Exercise directions: Your task is to copy the listing exactly, with the pictures left out.

# START OF Data section

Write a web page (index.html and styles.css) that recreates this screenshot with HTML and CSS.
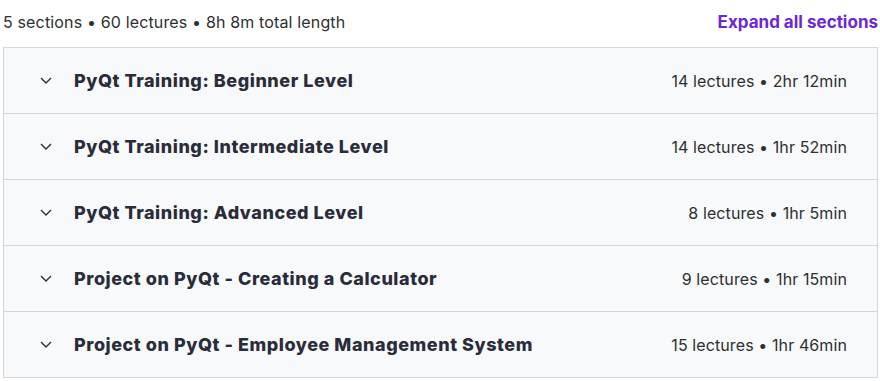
FILE: index.html
```html
<!DOCTYPE html>
<html lang="en">
<head>
  <meta charset="UTF-8">
  <title>Course content</title>
  <meta name="viewport" content="width=device-width, initial-scale=1.0">
  <link rel="stylesheet" href="styles.css">
</head>
<body>
  <div class="curriculum">
    <div class="curriculum-head">
      <span class="summary">5 sections • 60 lectures • 8h 8m total length</span>
      <button class="expand-all">Expand all sections</button>
    </div>

    <div class="sections">
      <div class="section">
        <svg class="chevron" width="12" height="7" viewBox="0 0 12 7"><polyline points="1,1 6,6 11,1"/></svg>
        <span class="section-title">PyQt Training: Beginner Level</span>
        <span class="section-meta">14 lectures • 2hr 12min</span>
      </div>
      <div class="section">
        <svg class="chevron" width="12" height="7" viewBox="0 0 12 7"><polyline points="1,1 6,6 11,1"/></svg>
        <span class="section-title">PyQt Training: Intermediate Level</span>
        <span class="section-meta">14 lectures • 1hr 52min</span>
      </div>
      <div class="section">
        <svg class="chevron" width="12" height="7" viewBox="0 0 12 7"><polyline points="1,1 6,6 11,1"/></svg>
        <span class="section-title">PyQt Training: Advanced Level</span>
        <span class="section-meta">8 lectures • 1hr 5min</span>
      </div>
      <div class="section">
        <svg class="chevron" width="12" height="7" viewBox="0 0 12 7"><polyline points="1,1 6,6 11,1"/></svg>
        <span class="section-title">Project on PyQt - Creating a Calculator</span>
        <span class="section-meta">9 lectures • 1hr 15min</span>
      </div>
      <div class="section">
        <svg class="chevron" width="12" height="7" viewBox="0 0 12 7"><polyline points="1,1 6,6 11,1"/></svg>
        <span class="section-title">Project on PyQt - Employee Management System</span>
        <span class="section-meta">15 lectures • 1hr 46min</span>
      </div>
    </div>
  </div>
</body>
</html>
```

FILE: styles.css
```css
* { box-sizing: border-box; }
body {
  margin: 0; padding: 0;
  font-family: Inter, 'Noto Sans', sans-serif;
  background: #fff;
  color: #2d2f31;
}
.curriculum {
  padding: 10px 2px 0 3px;
}
.curriculum-head {
  display: flex; justify-content: space-between; align-items: center;
  height: 24px; margin-bottom: 13px;
}
.summary { font-size: 16px; letter-spacing: 0.15px; color: #2d2f31; }
.expand-all {
  border: none; background: none; padding: 0; cursor: pointer;
  font-family: inherit; font-size: 17px; font-weight: 700; color: #6d28d2;
}
.sections {
  border: 1px solid #d1d7dc;
}
.section {
  display: flex; align-items: center;
  height: 66px;
  padding: 0 30px 0 36px;
  background: #f7f9fa;
  border-bottom: 1px solid #d1d7dc;
}
.section:last-child { border-bottom: none; height: 65px; }
.chevron {
  fill: none; stroke: #2d2f31; stroke-width: 1.4;
  margin-right: 22px; flex-shrink: 0;
}
.section-title {
  flex: 1;
  font-size: 18px; font-weight: 800; letter-spacing: 0.55px;
  color: #2b2c3a;
}
.section-meta { font-size: 16px; letter-spacing: 0.1px; }
```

# END OF Data section

Solution to the exercise:
Write a web page (index.html and styles.css) that recreates this screenshot with HTML and CSS.
FILE: index.html
```html
<!DOCTYPE html>
<html lang="en">
<head>
  <meta charset="UTF-8">
  <title>Course content</title>
  <meta name="viewport" content="width=device-width, initial-scale=1.0">
  <link rel="stylesheet" href="styles.css">
</head>
<body>
  <div class="curriculum">
    <div class="curriculum-head">
      <span class="summary">5 sections • 60 lectures • 8h 8m total length</span>
      <button class="expand-all">Expand all sections</button>
    </div>

    <div class="sections">
      <div class="section">
        <svg class="chevron" width="12" height="7" viewBox="0 0 12 7"><polyline points="1,1 6,6 11,1"/></svg>
        <span class="section-title">PyQt Training: Beginner Level</span>
        <span class="section-meta">14 lectures • 2hr 12min</span>
      </div>
      <div class="section">
        <svg class="chevron" width="12" height="7" viewBox="0 0 12 7"><polyline points="1,1 6,6 11,1"/></svg>
        <span class="section-title">PyQt Training: Intermediate Level</span>
        <span class="section-meta">14 lectures • 1hr 52min</span>
      </div>
      <div class="section">
        <svg class="chevron" width="12" height="7" viewBox="0 0 12 7"><polyline points="1,1 6,6 11,1"/></svg>
        <span class="section-title">PyQt Training: Advanced Level</span>
        <span class="section-meta">8 lectures • 1hr 5min</span>
      </div>
      <div class="section">
        <svg class="chevron" width="12" height="7" viewBox="0 0 12 7"><polyline points="1,1 6,6 11,1"/></svg>
        <span class="section-title">Project on PyQt - Creating a Calculator</span>
        <span class="section-meta">9 lectures • 1hr 15min</span>
      </div>
      <div class="section">
        <svg class="chevron" width="12" height="7" viewBox="0 0 12 7"><polyline points="1,1 6,6 11,1"/></svg>
        <span class="section-title">Project on PyQt - Employee Management System</span>
        <span class="section-meta">15 lectures • 1hr 46min</span>
      </div>
    </div>
  </div>
</body>
</html>
```

FILE: styles.css
```css
* { box-sizing: border-box; }
body {
  margin: 0; padding: 0;
  font-family: Inter, 'Noto Sans', sans-serif;
  background: #fff;
  color: #2d2f31;
}
.curriculum {
  padding: 10px 2px 0 3px;
}
.curriculum-head {
  display: flex; justify-content: space-between; align-items: center;
  height: 24px; margin-bottom: 13px;
}
.summary { font-size: 16px; letter-spacing: 0.15px; color: #2d2f31; }
.expand-all {
  border: none; background: none; padding: 0; cursor: pointer;
  font-family: inherit; font-size: 17px; font-weight: 700; color: #6d28d2;
}
.sections {
  border: 1px solid #d1d7dc;
}
.section {
  display: flex; align-items: center;
  height: 66px;
  padding: 0 30px 0 36px;
  background: #f7f9fa;
  border-bottom: 1px solid #d1d7dc;
}
.section:last-child { border-bottom: none; height: 65px; }
.chevron {
  fill: none; stroke: #2d2f31; stroke-width: 1.4;
  margin-right: 22px; flex-shrink: 0;
}
.section-title {
  flex: 1;
  font-size: 18px; font-weight: 800; letter-spacing: 0.55px;
  color: #2b2c3a;
}
.section-meta { font-size: 16px; letter-spacing: 0.1px; }
```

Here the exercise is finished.